CATES: Aftermath of pandemic mirrors history

By Carol A. Cates, MSN, MBA, RN

Chief Nursing Officer

Odessa Regional Medical Center

Almost every day I get some sort of alert from a health care professional organization about increasing violence directed at health care workers. Unfortunately, it’s not just in other places, its here in the Basin too. It’s a topic I find myself discussing with colleagues far too often. Other professions are seeing the same trends. My husband is a teacher, and he frequently remarks how there are more and more fights and how it seems like the kids are becoming increasingly violent. I know there have been a couple of viral videos from Permian Basin schools of fights to the point of near riot to a serious attack on a teacher. Then there are the active shooters. It seemed like it stopped when COVID was at its worst, but that too has come back and with a vengeance across the nation. Not so much here in the Basin at this point, thank God, praying that doesn’t change. Once was more than enough.

When I discuss the subject of increasing violence with friends and colleagues, the overwhelming question we all ask is why? I think its really tempting to say its “that generation”, referring to kids and younger adults, but I see it just as much, among people that are “old enough to know better.” Last week I read an article that explained at least some of it, and I thought I would share.
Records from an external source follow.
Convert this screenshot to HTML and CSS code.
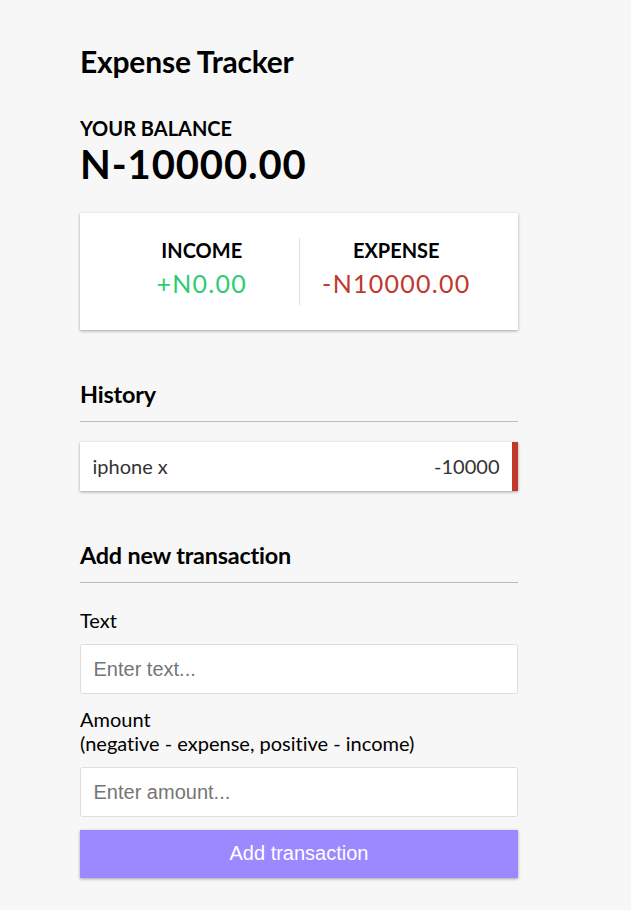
FILE: index.html
```html
<!DOCTYPE html>
<html lang="en">
<head>
<meta charset="UTF-8">
<title>Expense Tracker</title>
<link rel="stylesheet" href="styles.css">
</head>
<body>
  <div class="container">
    <h2 class="app-title">Expense Tracker</h2>
    <h4 class="label-caps">Your Balance</h4>
    <h1 class="balance">N-10000.00</h1>

    <div class="inc-exp-container">
      <div class="inc-col">
        <h4 class="label-caps">Income</h4>
        <p class="money plus">+N0.00</p>
      </div>
      <div class="inc-col">
        <h4 class="label-caps">Expense</h4>
        <p class="money minus">-N10000.00</p>
      </div>
    </div>

    <h3 class="section-title">History</h3>
    <ul class="list">
      <li class="list-item minus">
        <span>iphone x</span>
        <span>-10000</span>
      </li>
    </ul>

    <h3 class="section-title">Add new transaction</h3>
    <form class="tx-form">
      <div class="form-control">
        <label class="field-label" for="text">Text</label>
        <input class="field-input" type="text" id="text" placeholder="Enter text...">
      </div>
      <div class="form-control">
        <label class="field-label" for="amount">Amount <br>(negative - expense, positive - income)</label>
        <input class="field-input" type="number" id="amount" placeholder="Enter amount...">
      </div>
      <button class="btn" type="button">Add transaction</button>
    </form>
  </div>
</body>
</html>
```

FILE: styles.css
```css
* {
  box-sizing: border-box;
}

body {
  background-color: #f7f7f7;
  margin: 0;
  padding: 0 80px;
  font-family: Lato, "Noto Sans", sans-serif;
  font-size: 20px;
  color: #000;
  font-variant-ligatures: none;
}

.container {
  width: 438px;
}

.app-title {
  font-size: 30px;
  margin: 43px 0 37px;
  font-weight: 700;
  letter-spacing: -0.2px;
}

.label-caps {
  margin: 0;
  font-size: 20px;
  text-transform: uppercase;
  font-weight: 700;
}

.balance {
  margin: 0;
  font-size: 40px;
  letter-spacing: 0.9px;
  font-weight: 700;
}

.inc-exp-container {
  background-color: #fff;
  box-shadow: 0 1.25px 3.75px rgba(0, 0, 0, 0.12), 0 1.25px 2.5px rgba(0, 0, 0, 0.24);
  padding: 25px;
  display: flex;
  justify-content: space-between;
  margin: 25px 0;
}

.inc-col {
  flex: 1;
  text-align: center;
}

.inc-col:first-of-type {
  border-right: 1px solid #dedede;
}

.money {
  font-size: 25px;
  letter-spacing: 1.25px;
  margin: 6.25px 0;
}

.money.plus {
  color: #2ecc71;
}

.money.minus {
  color: #c0392b;
}

.section-title {
  font-size: 23.4px;
  font-weight: 700;
  letter-spacing: -0.2px;
  border-bottom: 1px solid #bbb;
  padding-bottom: 13px;
  margin: 50px 0 12.5px;
}

.list {
  list-style-type: none;
  padding: 0;
  margin: 20px 0 50px;
}

.list-item {
  background-color: #fff;
  box-shadow: 0 1.25px 3.75px rgba(0, 0, 0, 0.12), 0 1.25px 2.5px rgba(0, 0, 0, 0.24);
  color: #333;
  display: flex;
  justify-content: space-between;
  padding: 12.5px;
  margin: 12.5px 0;
}

.list-item.minus {
  border-right: 6.25px solid #c0392b;
}

.tx-form {
  margin: 0;
}

.field-label {
  display: inline-block;
  margin: 12.5px 0;
}

.field-input {
  border: 1px solid #dedede;
  border-radius: 2.5px;
  display: block;
  font-family: "Liberation Sans", Arial, sans-serif;
  font-size: 20px;
  padding: 12.5px;
  width: 100%;
  margin: 0;
}

.field-input::placeholder {
  color: #757575;
}

.btn {
  cursor: pointer;
  background-color: #9c88ff;
  box-shadow: 0 1.25px 3.75px rgba(0, 0, 0, 0.12), 0 1.25px 2.5px rgba(0, 0, 0, 0.24);
  color: #fff;
  border: 0;
  display: block;
  font-family: "Liberation Sans", Arial, sans-serif;
  font-size: 20px;
  margin: 12.5px 0 20px;
  padding: 12.5px;
  width: 100%;
}
```
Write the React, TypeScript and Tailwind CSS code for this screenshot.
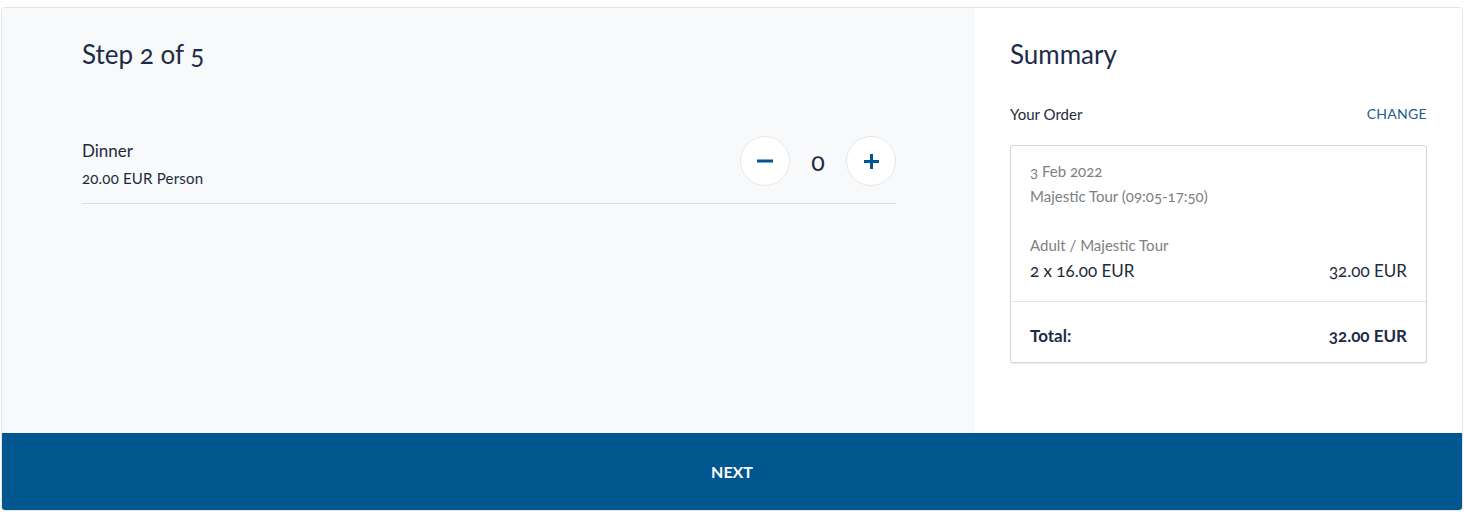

This to me might fall into the “those that don’t learn from history are doomed to repeat it” category.

In a recent book, “Plagues and their Aftermath: How Societies Recover from Pandemics,” author Brian Michael Jenkins looks at past plagues, such as the Black Plagues in Europe during the Middle Ages, to the 1918 flu pandemic to the current post-COVID attitudes and many outbreaks between for common trends. What he found was society was affected on many levels, not just on the health/illness scale.

The first similarity he noticed was the affect of quarantines and travel restrictions on the economy and on civil liberties. Historically, that has resulted in a shift toward distrust in government and a feeling that government has overstepped its boundaries. We have certainly seen that in this pandemic. In the 1793 yellow fever outbreak in Philadelphia the resulting unrest led to immigrant restrictions and an increase in dubious treatments for yellow fever, including wine as a cure. Long-term studies of those affected by the 1918 pandemic found that those who had come from parts of the US or other countries that had high mortality rates during the 1918 pandemic had significantly lower trust in government, even decades after the pandemic. Cholera pandemics in the 1800s showed similar issues with governmental trust.

Antisocial and violent behavior has also increased in the aftermath of pandemics of the past. Psychologists feel it is related to the prolonged isolation, which causes increased anxiety and increased irritability. That in turn promotes aggression and decreases impulse control. Underlying anger and chronic stress also led to that aggression and poor impulse control. Those feelings can lead to an increase in random violence. As a society we are certainly seeing that. Homicides jumped from 16,699 in 2019 in the US, to 21,570 in 2020, and it increased again in 2021. The jump between 2019 and 2021 in homicides was a whopping 38%—the biggest increase in more than half a century. That was seen in the Plague of Athens, the Black Plagues of the Middle Ages, and several other plagues through out history. The Greek historian Thucydides stated, “Athens owed to the plague the beginnings of lawlessness”. The 14th century poet Giovanni Boccaccio likened people’s behavior during the Black plagues to “animals” where it was every man for himself.

Plagues in history have also led to an increase in disparities between the haves and have-nots, an increase in scapegoating of people who are different, including racial/ethnic tensions, and economic uncertainty. Things we have certainly seen in this pandemic as well.

Much of this we cannot control because the scale is so huge, but we can control how we treat those around us as individuals. We don’t have to allow the stresses of the pandemic to follow us into the future as past societies did. We can make sure that here in the Basin, we do what we do best. Cling together as a community even when history and overall society is trying to make us fall apart.